Write every line out verbatim and omit the pictures.
---
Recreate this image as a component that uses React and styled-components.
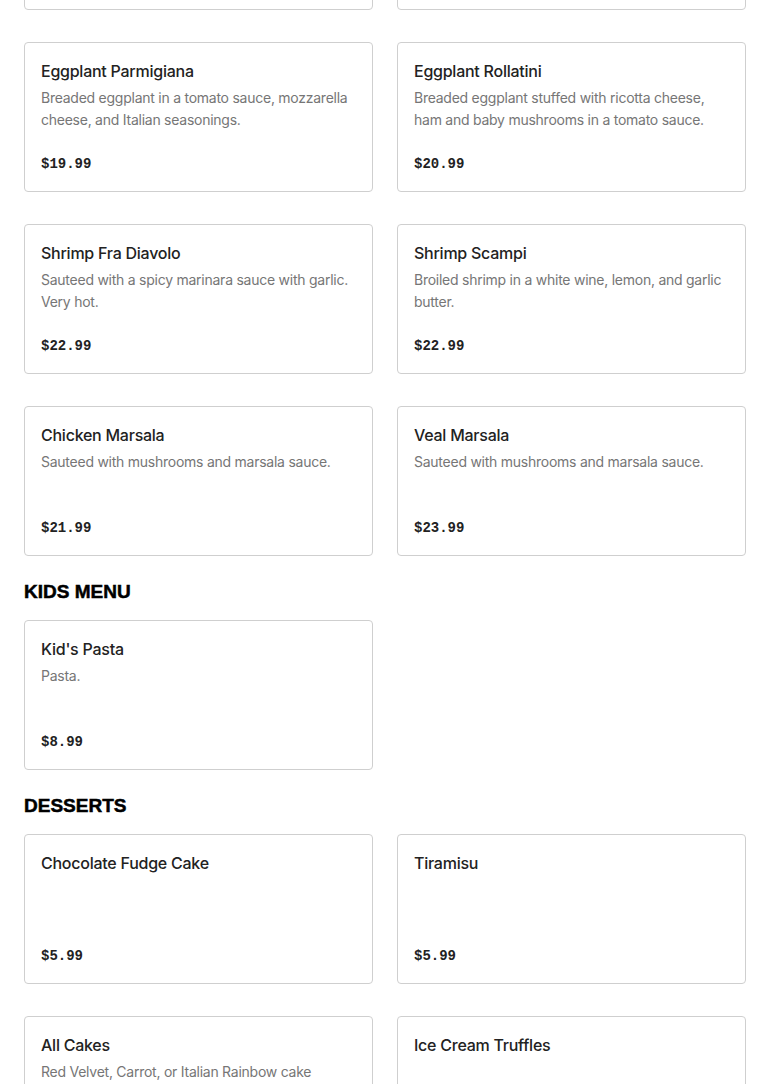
import React from "react";
import styled, { createGlobalStyle } from "styled-components";

const GlobalStyle = createGlobalStyle`
  html, body {
    margin: 0;
    padding: 0;
    background: #ffffff;
  }
  body {
    font-family: Inter, "Noto Sans", "Liberation Sans", sans-serif;
    color: #222222;
  }
`;

const StyledMenu = styled.main`
  padding: 0 24px;
  /* the page is photographed scrolled down, the first row is cut off */
  margin-top: -140px;
`;

const StyledSection = styled.section`
  & + & {
    margin-top: 24px;
  }
`;

const StyledHeading = styled.h2`
  margin: 0 0 16px;
  font-family: "Liberation Sans", Arial, sans-serif;
  font-weight: 900;
  font-size: 19px;
  line-height: 24px;
  color: #000000;
  -webkit-text-stroke: 0.5px #000000;
  text-transform: uppercase;
`;

const StyledGrid = styled.div`
  display: grid;
  grid-template-columns: repeat(2, 1fr);
  column-gap: 24px;
  row-gap: 32px;
`;

const StyledCard = styled.article`
  box-sizing: border-box;
  height: 150px;
  padding: 16px;
  border: 1px solid #cfcfcf;
  border-radius: 4px;
  display: flex;
  flex-direction: column;
`;

const StyledTitle = styled.h3`
  margin: 0 0 4px;
  font-size: 16px;
  line-height: 24px;
  font-weight: 500;
  letter-spacing: -0.25px;
  color: #222222;
`;

const StyledDescription = styled.p`
  margin: 0;
  font-size: 14px;
  line-height: 22px;
  letter-spacing: -0.25px;
  color: #767676;
`;

const StyledPrice = styled.span`
  margin-top: auto;
  padding-top: 1px;
  font-family: "Liberation Mono", "DejaVu Sans Mono", monospace;
  font-weight: 700;
  font-size: 14px;
  line-height: 21px;
  color: #222222;
`;

const sections = [
  {
    id: "entrees",
    items: [
      { name: "Lasagna", description: "Layers of pasta, meat sauce and ricotta cheese.", price: "18.99" },
      { name: "Baked Ziti", description: "Ziti baked with tomato sauce and mozzarella.", price: "17.99" },
      {
        name: "Eggplant Parmigiana",
        description: "Breaded eggplant in a tomato sauce, mozzarella cheese, and Italian seasonings.",
        price: "19.99"
      },
      {
        name: "Eggplant Rollatini",
        description: "Breaded eggplant stuffed with ricotta cheese, ham and baby mushrooms in a tomato sauce.",
        price: "20.99"
      },
      {
        name: "Shrimp Fra Diavolo",
        description: "Sauteed with a spicy marinara sauce with garlic. Very hot.",
        price: "22.99"
      },
      {
        name: "Shrimp Scampi",
        description: "Broiled shrimp in a white wine, lemon, and garlic butter.",
        price: "22.99"
      },
      { name: "Chicken Marsala", description: "Sauteed with mushrooms and marsala sauce.", price: "21.99" },
      { name: "Veal Marsala", description: "Sauteed with mushrooms and marsala sauce.", price: "23.99" }
    ]
  },
  {
    id: "kids",
    title: "Kids Menu",
    items: [{ name: "Kid's Pasta", description: "Pasta.", price: "8.99" }]
  },
  {
    id: "desserts",
    title: "Desserts",
    items: [
      { name: "Chocolate Fudge Cake", price: "5.99" },
      { name: "Tiramisu", price: "5.99" },
      { name: "All Cakes", description: "Red Velvet, Carrot, or Italian Rainbow cake", price: "6.99" },
      { name: "Ice Cream Truffles", price: "6.99" }
    ]
  }
];

const MenuCard = ({ name, description, price }) => (
  <StyledCard>
    <StyledTitle>{name}</StyledTitle>
    {description && <StyledDescription>{description}</StyledDescription>}
    <StyledPrice>${price}</StyledPrice>
  </StyledCard>
);

export default function App() {
  return (
    <>
      <GlobalStyle />
      <StyledMenu>
        {sections.map(section => (
          <StyledSection key={section.id}>
            {section.title && <StyledHeading>{section.title}</StyledHeading>}
            <StyledGrid>
              {section.items.map(item => (
                <MenuCard key={item.name} {...item} />
              ))}
            </StyledGrid>
          </StyledSection>
        ))}
      </StyledMenu>
    </>
  );
}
---
● **Finished answer**
Recreate this image as a component that uses React and styled-components.
import React from "react";
import styled, { createGlobalStyle } from "styled-components";

const GlobalStyle = createGlobalStyle`
  html, body {
    margin: 0;
    padding: 0;
    background: #ffffff;
  }
  body {
    font-family: Inter, "Noto Sans", "Liberation Sans", sans-serif;
    color: #222222;
  }
`;

const StyledMenu = styled.main`
  padding: 0 24px;
  /* the page is photographed scrolled down, the first row is cut off */
  margin-top: -140px;
`;

const StyledSection = styled.section`
  & + & {
    margin-top: 24px;
  }
`;

const StyledHeading = styled.h2`
  margin: 0 0 16px;
  font-family: "Liberation Sans", Arial, sans-serif;
  font-weight: 900;
  font-size: 19px;
  line-height: 24px;
  color: #000000;
  -webkit-text-stroke: 0.5px #000000;
  text-transform: uppercase;
`;

const StyledGrid = styled.div`
  display: grid;
  grid-template-columns: repeat(2, 1fr);
  column-gap: 24px;
  row-gap: 32px;
`;

const StyledCard = styled.article`
  box-sizing: border-box;
  height: 150px;
  padding: 16px;
  border: 1px solid #cfcfcf;
  border-radius: 4px;
  display: flex;
  flex-direction: column;
`;

const StyledTitle = styled.h3`
  margin: 0 0 4px;
  font-size: 16px;
  line-height: 24px;
  font-weight: 500;
  letter-spacing: -0.25px;
  color: #222222;
`;

const StyledDescription = styled.p`
  margin: 0;
  font-size: 14px;
  line-height: 22px;
  letter-spacing: -0.25px;
  color: #767676;
`;

const StyledPrice = styled.span`
  margin-top: auto;
  padding-top: 1px;
  font-family: "Liberation Mono", "DejaVu Sans Mono", monospace;
  font-weight: 700;
  font-size: 14px;
  line-height: 21px;
  color: #222222;
`;

const sections = [
  {
    id: "entrees",
    items: [
      { name: "Lasagna", description: "Layers of pasta, meat sauce and ricotta cheese.", price: "18.99" },
      { name: "Baked Ziti", description: "Ziti baked with tomato sauce and mozzarella.", price: "17.99" },
      {
        name: "Eggplant Parmigiana",
        description: "Breaded eggplant in a tomato sauce, mozzarella cheese, and Italian seasonings.",
        price: "19.99"
      },
      {
        name: "Eggplant Rollatini",
        description: "Breaded eggplant stuffed with ricotta cheese, ham and baby mushrooms in a tomato sauce.",
        price: "20.99"
      },
      {
        name: "Shrimp Fra Diavolo",
        description: "Sauteed with a spicy marinara sauce with garlic. Very hot.",
        price: "22.99"
      },
      {
        name: "Shrimp Scampi",
        description: "Broiled shrimp in a white wine, lemon, and garlic butter.",
        price: "22.99"
      },
      { name: "Chicken Marsala", description: "Sauteed with mushrooms and marsala sauce.", price: "21.99" },
      { name: "Veal Marsala", description: "Sauteed with mushrooms and marsala sauce.", price: "23.99" }
    ]
  },
  {
    id: "kids",
    title: "Kids Menu",
    items: [{ name: "Kid's Pasta", description: "Pasta.", price: "8.99" }]
  },
  {
    id: "desserts",
    title: "Desserts",
    items: [
      { name: "Chocolate Fudge Cake", price: "5.99" },
      { name: "Tiramisu", price: "5.99" },
      { name: "All Cakes", description: "Red Velvet, Carrot, or Italian Rainbow cake", price: "6.99" },
      { name: "Ice Cream Truffles", price: "6.99" }
    ]
  }
];

const MenuCard = ({ name, description, price }) => (
  <StyledCard>
    <StyledTitle>{name}</StyledTitle>
    {description && <StyledDescription>{description}</StyledDescription>}
    <StyledPrice>${price}</StyledPrice>
  </StyledCard>
);

export default function App() {
  return (
    <>
      <GlobalStyle />
      <StyledMenu>
        {sections.map(section => (
          <StyledSection key={section.id}>
            {section.title && <StyledHeading>{section.title}</StyledHeading>}
            <StyledGrid>
              {section.items.map(item => (
                <MenuCard key={item.name} {...item} />
              ))}
            </StyledGrid>
          </StyledSection>
        ))}
      </StyledMenu>
    </>
  );
}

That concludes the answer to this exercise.